To say that many Canadian radio broadcasters and arts and culture groups were shocked by the Canadian Radio-television and Telecommunications Commission (CRTC) 2005 ruling approving new satellite and digital radio services would be an understatement. Incredibly, the applicants would be required to begin their service with only 10 percent of their channels Canadian, despite the fact that private radio stations in Canada are required by the CRTC to devote 35 percent of their music to
Canadian content and, for French-language stations, 55 to 65 percent of vocal music must be performed in French.

Ian Morrison, of Friends of Canadian Broadcasting, put the CRTC decision in perspective:

The consequences for those who want to view or listen to Canadian programs, and for Canadian artists and creators, are stunning.
If the American deal is allowed to stand, it will only be a matter of time before conditions that have spawned tremendous Canadian talent, such as the requirement to play 35 percent homegrown music, are a thing of the past.
Funding for development of Canadian programming and talent will suffer as Canadian broadcasters seek to reduce the levels of investment that are several times greater than those required of the new American entrants … made up of nine foreign channels for every Canadian channel.…
For more than 30 years this country has had a Canadian content policy regarding what music must be given airplay. That policy has paid huge dividends, resulting in a thriving music sector that employs thousands of people in high-wage, high-skill jobs and giving our artists the opportunity to succeed on the world stage.

Which, as almost every Canadian knows, they have very successfully done.

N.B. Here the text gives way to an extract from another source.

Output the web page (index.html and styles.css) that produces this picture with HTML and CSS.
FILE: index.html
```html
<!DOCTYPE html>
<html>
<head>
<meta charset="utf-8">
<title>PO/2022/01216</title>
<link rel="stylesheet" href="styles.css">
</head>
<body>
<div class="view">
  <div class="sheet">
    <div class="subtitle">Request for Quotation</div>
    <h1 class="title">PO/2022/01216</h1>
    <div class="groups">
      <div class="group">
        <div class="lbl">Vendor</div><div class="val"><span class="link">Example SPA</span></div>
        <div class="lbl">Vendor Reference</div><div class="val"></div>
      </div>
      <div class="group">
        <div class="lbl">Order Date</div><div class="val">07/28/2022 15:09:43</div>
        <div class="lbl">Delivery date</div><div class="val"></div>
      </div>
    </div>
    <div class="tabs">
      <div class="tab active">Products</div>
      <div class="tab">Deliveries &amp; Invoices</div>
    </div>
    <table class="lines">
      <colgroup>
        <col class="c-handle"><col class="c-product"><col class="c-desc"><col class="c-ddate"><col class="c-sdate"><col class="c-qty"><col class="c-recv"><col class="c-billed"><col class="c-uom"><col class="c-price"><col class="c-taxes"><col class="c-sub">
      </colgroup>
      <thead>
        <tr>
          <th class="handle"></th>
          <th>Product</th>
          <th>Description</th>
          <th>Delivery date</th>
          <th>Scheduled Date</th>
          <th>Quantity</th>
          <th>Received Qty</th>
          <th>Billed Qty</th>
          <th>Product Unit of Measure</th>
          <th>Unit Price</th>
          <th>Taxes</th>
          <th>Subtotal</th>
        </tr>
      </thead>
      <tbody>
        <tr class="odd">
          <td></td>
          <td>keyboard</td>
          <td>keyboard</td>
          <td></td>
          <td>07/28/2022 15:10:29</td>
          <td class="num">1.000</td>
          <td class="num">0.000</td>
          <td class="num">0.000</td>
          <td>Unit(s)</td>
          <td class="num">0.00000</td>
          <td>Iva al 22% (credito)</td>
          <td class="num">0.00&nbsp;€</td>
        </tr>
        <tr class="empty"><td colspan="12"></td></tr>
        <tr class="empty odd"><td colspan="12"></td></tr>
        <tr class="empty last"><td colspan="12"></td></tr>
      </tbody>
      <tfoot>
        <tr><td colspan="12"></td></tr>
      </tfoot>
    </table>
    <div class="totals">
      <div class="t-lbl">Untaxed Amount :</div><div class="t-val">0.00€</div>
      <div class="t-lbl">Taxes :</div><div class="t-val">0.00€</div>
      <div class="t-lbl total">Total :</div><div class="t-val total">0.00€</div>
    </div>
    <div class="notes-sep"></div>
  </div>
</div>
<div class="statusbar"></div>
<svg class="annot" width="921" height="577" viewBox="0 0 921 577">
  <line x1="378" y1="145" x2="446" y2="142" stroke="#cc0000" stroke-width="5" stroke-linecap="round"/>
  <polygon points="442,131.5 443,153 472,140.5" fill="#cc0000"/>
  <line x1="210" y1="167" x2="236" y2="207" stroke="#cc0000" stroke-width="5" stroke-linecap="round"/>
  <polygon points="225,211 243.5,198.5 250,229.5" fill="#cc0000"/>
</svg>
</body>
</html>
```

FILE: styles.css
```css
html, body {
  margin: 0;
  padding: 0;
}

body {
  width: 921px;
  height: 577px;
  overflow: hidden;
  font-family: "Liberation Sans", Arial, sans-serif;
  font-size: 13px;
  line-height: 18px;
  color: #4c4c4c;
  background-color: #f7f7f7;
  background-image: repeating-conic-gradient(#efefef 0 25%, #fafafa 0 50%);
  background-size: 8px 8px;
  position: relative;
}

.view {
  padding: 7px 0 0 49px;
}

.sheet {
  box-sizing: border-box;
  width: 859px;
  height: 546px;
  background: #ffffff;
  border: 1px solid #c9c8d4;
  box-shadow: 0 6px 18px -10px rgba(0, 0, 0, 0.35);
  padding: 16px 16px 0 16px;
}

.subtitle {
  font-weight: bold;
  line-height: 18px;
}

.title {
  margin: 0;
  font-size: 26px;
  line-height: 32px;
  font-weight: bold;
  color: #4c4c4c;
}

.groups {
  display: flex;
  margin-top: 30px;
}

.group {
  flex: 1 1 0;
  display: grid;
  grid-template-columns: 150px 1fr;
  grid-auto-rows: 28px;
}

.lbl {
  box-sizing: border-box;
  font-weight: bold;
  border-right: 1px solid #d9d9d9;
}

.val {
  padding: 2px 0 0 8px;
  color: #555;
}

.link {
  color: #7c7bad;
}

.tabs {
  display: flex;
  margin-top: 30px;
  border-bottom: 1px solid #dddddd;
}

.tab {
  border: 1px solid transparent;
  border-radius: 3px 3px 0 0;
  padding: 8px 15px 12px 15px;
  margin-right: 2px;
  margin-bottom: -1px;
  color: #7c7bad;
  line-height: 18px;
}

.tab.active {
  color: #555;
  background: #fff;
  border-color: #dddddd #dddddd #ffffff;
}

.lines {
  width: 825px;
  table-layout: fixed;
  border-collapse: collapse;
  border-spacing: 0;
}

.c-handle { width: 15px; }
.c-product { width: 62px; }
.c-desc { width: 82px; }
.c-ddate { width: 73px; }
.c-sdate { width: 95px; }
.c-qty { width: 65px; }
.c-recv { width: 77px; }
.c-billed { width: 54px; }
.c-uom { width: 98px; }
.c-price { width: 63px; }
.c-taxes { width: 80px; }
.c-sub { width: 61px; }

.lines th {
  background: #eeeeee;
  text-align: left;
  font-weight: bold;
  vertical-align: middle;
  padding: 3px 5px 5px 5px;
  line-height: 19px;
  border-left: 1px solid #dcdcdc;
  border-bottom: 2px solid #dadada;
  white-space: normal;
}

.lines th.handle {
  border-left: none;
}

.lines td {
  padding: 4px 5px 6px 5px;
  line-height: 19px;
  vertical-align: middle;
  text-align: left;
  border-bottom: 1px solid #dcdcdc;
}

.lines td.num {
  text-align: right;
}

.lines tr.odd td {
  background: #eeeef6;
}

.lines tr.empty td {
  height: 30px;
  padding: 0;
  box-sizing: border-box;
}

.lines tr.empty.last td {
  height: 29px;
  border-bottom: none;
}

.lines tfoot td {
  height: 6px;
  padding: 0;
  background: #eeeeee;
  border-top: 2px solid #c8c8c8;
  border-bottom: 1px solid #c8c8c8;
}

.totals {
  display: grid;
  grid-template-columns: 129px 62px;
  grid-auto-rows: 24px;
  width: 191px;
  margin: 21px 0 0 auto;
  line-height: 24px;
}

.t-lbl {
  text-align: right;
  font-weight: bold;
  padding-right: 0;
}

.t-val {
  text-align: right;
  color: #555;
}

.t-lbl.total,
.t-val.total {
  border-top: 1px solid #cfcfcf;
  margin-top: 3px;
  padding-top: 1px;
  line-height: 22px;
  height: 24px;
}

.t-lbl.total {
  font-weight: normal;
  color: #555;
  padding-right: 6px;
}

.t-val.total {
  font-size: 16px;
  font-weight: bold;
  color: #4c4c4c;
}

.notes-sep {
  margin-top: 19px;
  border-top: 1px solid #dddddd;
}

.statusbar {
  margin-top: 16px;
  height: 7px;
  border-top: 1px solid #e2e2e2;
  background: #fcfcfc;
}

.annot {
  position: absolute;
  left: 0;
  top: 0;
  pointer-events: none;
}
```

This said, looking at music sales per person in Canada in the first half of 2006, Canada is way down in 20th place in a list of the 26 countries with the largest music markets. While it’s perhaps not surprising that the per-capita dollar value of music sales in Canada is well below that of countries such as the United States, Britain, and Japan, we’re also well below countries such as Norway, Denmark, Belgium, France, Austria, Germany, and Switzerland.